Alex Marx is a British Actor, Writer, Director, Producer and Creative Coach today we sit down with him to discuss his upcoming feature film, “The Queen of Fashion”. A raucous celebration of the late great British artistic visionary and style icon: Isabella Blow.
Photo: Diego Uchitel
Can you tell us a little bit about the project?
Sure. The film tells the incredible true story of Isabella as she attempts to restore her family’s name and fortune. She climbs the slippery slope of success in the fashion industry, while battling her mental illness and the male dominated status quo. Issie reached her professional heights during the decadence of the late eighties and maintained them all through the naughty nineties, remaining a significant cultural figure right up until her untimely death in 2007. Most renowned for discovering gay cultural icons like ALEXANDER McQUEEN and milliner PHILIP TREACY, Issie’s story is a rollicking rollercoaster through English country houses, dingy London warehouses and behind the curtain of the international fashion scene.
And this is something you’ve written?
It is a script I’ve written, but I’m also one of the producers and will direct the film as well.
"Fashion is a vampiric thing. It's the hoover on your brain. That's why I wear the hats, to keep everyone away from me. They say "Oh, can I kiss you?" I say, "No, thank you very much. That's why I've worn the hat. Goodbye." I don't want to be kissed by all and sundry. I want to be kissed by the people I love. "
Isabella Blow
So this is your baby. How do you write a screenplay?
I know that’s a big question, but where do you start? Well, I’d made some short films and knew that the next career step was for me to make a feature. I had already done a huge amount of research on writing and written a really bad first spec script, but I’d learnt a lot, so my eyes and ears were open for a story that I really wanted to tell. Around that time I went to TIFF in Toronto, my first major international film festival, and it totally changed my life! I met an amazing group of people, many of whom are still involved in this project six years later. Someone suggested at the time that I look at Isabella Blow. I googled her and from a few paragraphs I knew immediately this would be an extraordinary film and a story I could tell.
So that was how it started?
Your call to action? Exactly.
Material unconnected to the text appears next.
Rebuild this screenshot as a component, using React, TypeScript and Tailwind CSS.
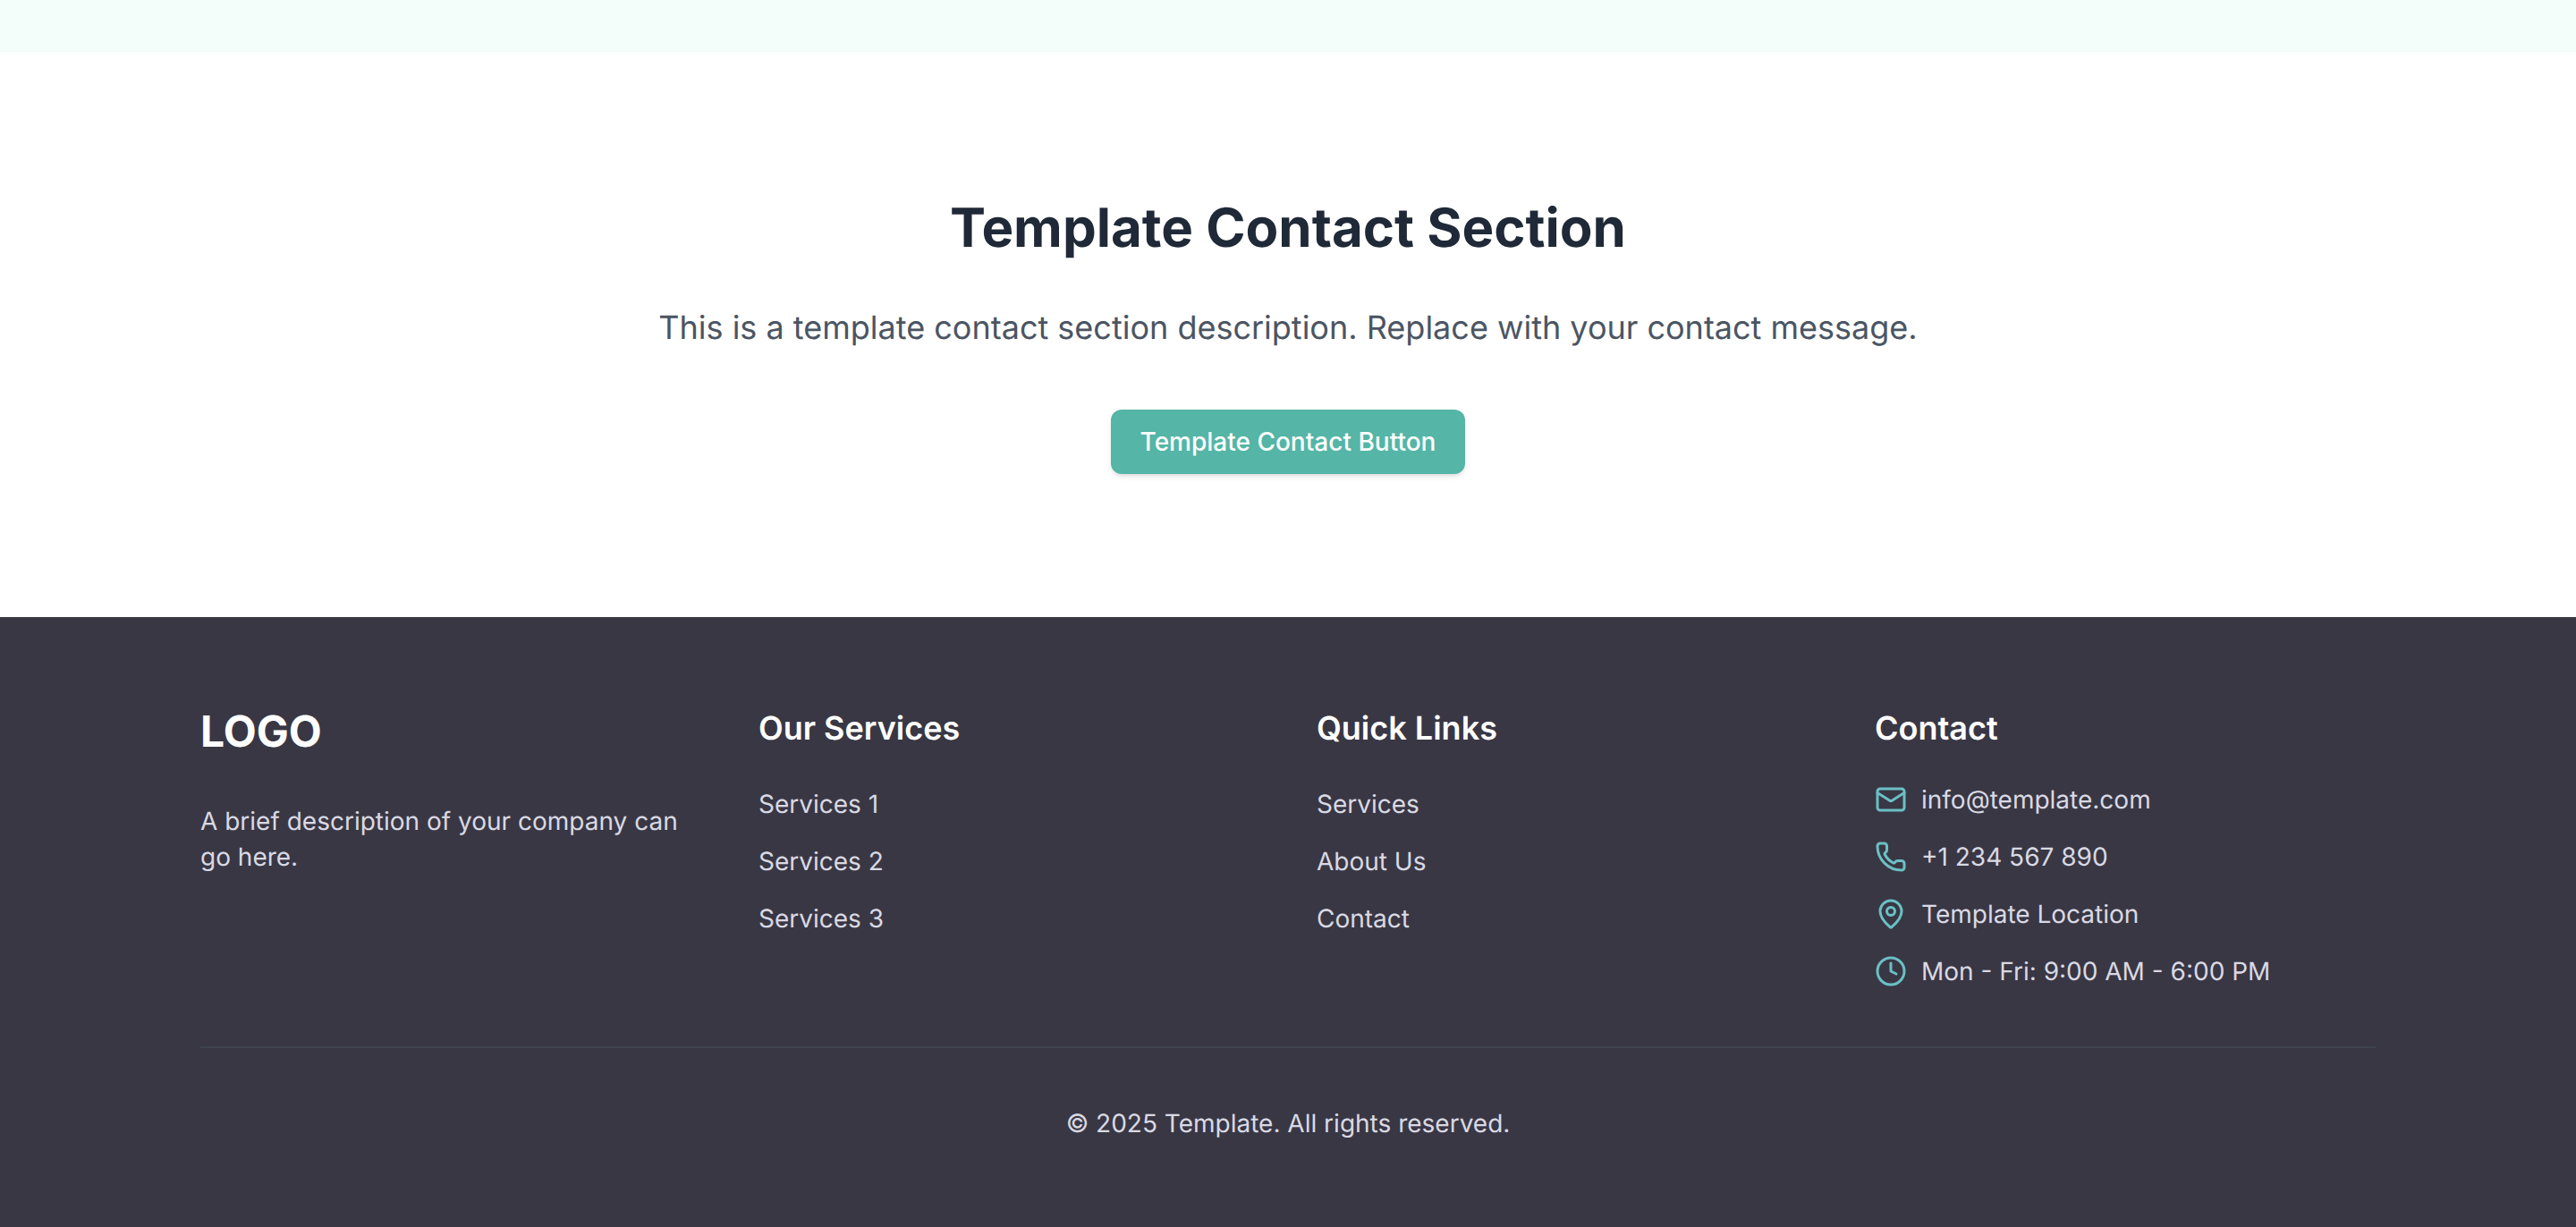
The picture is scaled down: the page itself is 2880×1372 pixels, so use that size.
import { Clock, Mail, MapPin, Phone } from "lucide-react";

const services = ["Services 1", "Services 2", "Services 3"];
const quickLinks = ["Services", "About Us", "Contact"];

const contacts = [
  { icon: Mail, label: "info@template.com" },
  { icon: Phone, label: "+1 234 567 890" },
  { icon: MapPin, label: "Template Location" },
  { icon: Clock, label: "Mon - Fri: 9:00 AM - 6:00 PM" },
];

function LinkColumn({ title, items }: { title: string; items: string[] }) {
  return (
    <div>
      <h3 className="mb-8 text-[36px] leading-[56px] font-semibold text-white">{title}</h3>
      <ul className="space-y-4 text-[32px] leading-[48px]">
        {items.map((item) => (
          <li key={item}>
            <a href="#" className="text-[28px] leading-[40px] text-[#d9d9e3]">
              {item}
            </a>
          </li>
        ))}
      </ul>
    </div>
  );
}

export default function App() {
  return (
    <div className="min-h-screen bg-white font-['Inter',sans-serif] [text-rendering:geometricPrecision]">
      <div className="h-[58px] bg-[#f3fdfa]" />

      <section className="flex flex-col items-center py-40">
        <h2 className="mt-px mb-[47px] text-[60px] leading-[72px] font-bold text-[#1f2937]">
          Template Contact Section
        </h2>
        <p className="mb-16 text-[36px] leading-[56px] text-[#4b5563]">
          This is a template contact section description. Replace with your contact message.
        </p>
        <button className="rounded-xl bg-[#55b5a6] px-[33px] py-4 text-[28px] leading-[40px] font-medium text-white shadow-md">
          Template Contact Button
        </button>
      </section>

      <footer className="bg-[#393744] px-56 pt-24 pb-24">
        <div className="grid grid-cols-4 gap-16">
          <div>
            <div className="mb-12 text-[48px] leading-[64px] font-bold text-white">LOGO</div>
            <p className="text-[28px] leading-[40px] text-[#d9d9e3]">
              A brief description of your company can go here.
            </p>
          </div>

          <LinkColumn title="Our Services" items={services} />
          <LinkColumn title="Quick Links" items={quickLinks} />

          <div>
            <h3 className="mb-8 text-[36px] leading-[56px] font-semibold text-white">Contact</h3>
            <ul className="space-y-6">
              {contacts.map(({ icon: Icon, label }) => (
                <li key={label} className="flex items-center gap-4 text-[28px] leading-[40px] text-[#d9d9e3]">
                  <Icon size={36} strokeWidth={2} className="shrink-0 text-[#6bc0c4]" />
                  <span>{label}</span>
                </li>
              ))}
            </ul>
          </div>
        </div>

        <div className="mt-16 border-t-2 border-[#3f4350] pt-16 text-center text-[28px] leading-[40px] text-[#d9d9e3]">
          © 2025 Template. All rights reserved.
        </div>
      </footer>
    </div>
  );
}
My first thoughts were how do you turn forty eight years of someone’s life into less than one hundred and twenty pages? started to make different timelines of her life: her work, her family, her husband, her relationship with McQueen. When I laid the timelines on top of each other I noticed that the most interesting activity occurred from the age of twenty eight onwards. So I would cover twenty years, from 28 to her death.
So the parameters of the story revealed themselves that way?
Right. But, so did the structure. I noticed when a negative happened in any of her other timelines that there was always a flurry of work activity. Peaks and valleys began to emerge. The details of that timeline formed a canvas to work with. An architecture over which to lay it.
Ok. But how do you go from a timeline to a script?
I didn’t! I went from the timelines to index cards! I bought a bunch of index cards of different colours. Each colour represented one of the timelines. I would write episodes of her life on different cards with a basic scene idea. I put them in chronological order and I would shuffle my way through the story. Some scenes weren’t helpful to the story, other pieces were missing and cards had to be added. So, I was weaving the different story strands together like a tapestry. I would look at the micro, the scene to scene transitions, then at the macro, whole sequences, whole acts. I wanted the colours to be in harmony.
It sounds like a visual exercise?
It was. I figured if the colours looked good, then so would the story.
So then you wrote the script from the cards?
Nope. Then I wrote an extended treatment, which was an expansion of the cards. So, the scene notes on each card, each turned into one, two or three five line paragraphs on a word document. Each paragraph represented one minute of screen time, or a page of a screenplay.